A: In the next two or three years, we'll go into research into these areas as well. I want to look at audit committees in Hong Kong, to find out whether committee sizes, number of meetings per year and independent directors are related to corporate performance, and in what way. I want to separate the sheep from the goats in terms of turnover, profits and other performance criteria. I have enough data already because audit committees were set up in Hong Kong in 1999. I want to see if there is such a correlation between audit committees and corporate performance. That's my main research interest.

Q: Lastly, can we say auditing is your department's unique research focus on corporate governance in Hong Kong and China?

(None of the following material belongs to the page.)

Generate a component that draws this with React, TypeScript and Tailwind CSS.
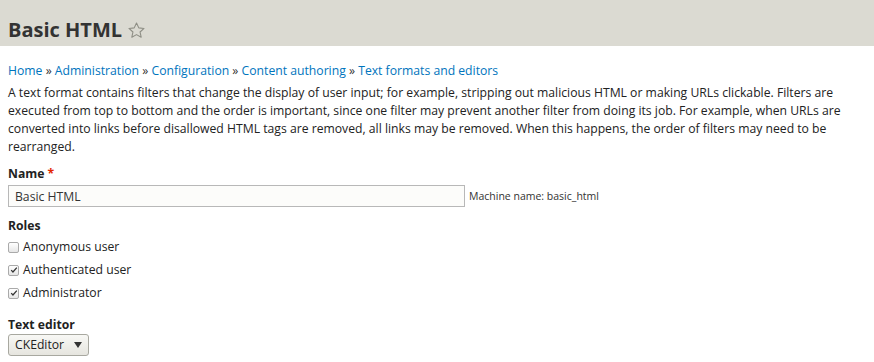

A: Yes and no. In our China study, principally led by Dr Charles Chen and Dr Su Xijia (see article on page 76), there is certainly a definite auditing perspective, a certain expertise in the area. But I believe it is quite dangerous to study corporate governance from one single viewpoint, because governance issues affect finance, marketing and strategy. We need an interdisciplinary approach. I often try to see the issues from a financial point of view-how it affects how a company's debt is managed, to what extent a company is willing to pay back shareholders in the form of dividends. But we also have a strong corporate financial angle; at least that's where my interests lie, too. My research is across the board and interdisciplinary in approach. It's high time we equipped ourselves with different angles of accounting, finance, economics and, yes, auditing, to unravel the complex issues in corporate governance. * The three corporate governance review projects focus on: the functions of audit, nomination, and remuneration committees in connection with corporate governance review; surveying corporate governance regimes in other jurisdictions; and surveying attitudes of institutional investors towards corporate governance standards in Hong Kong.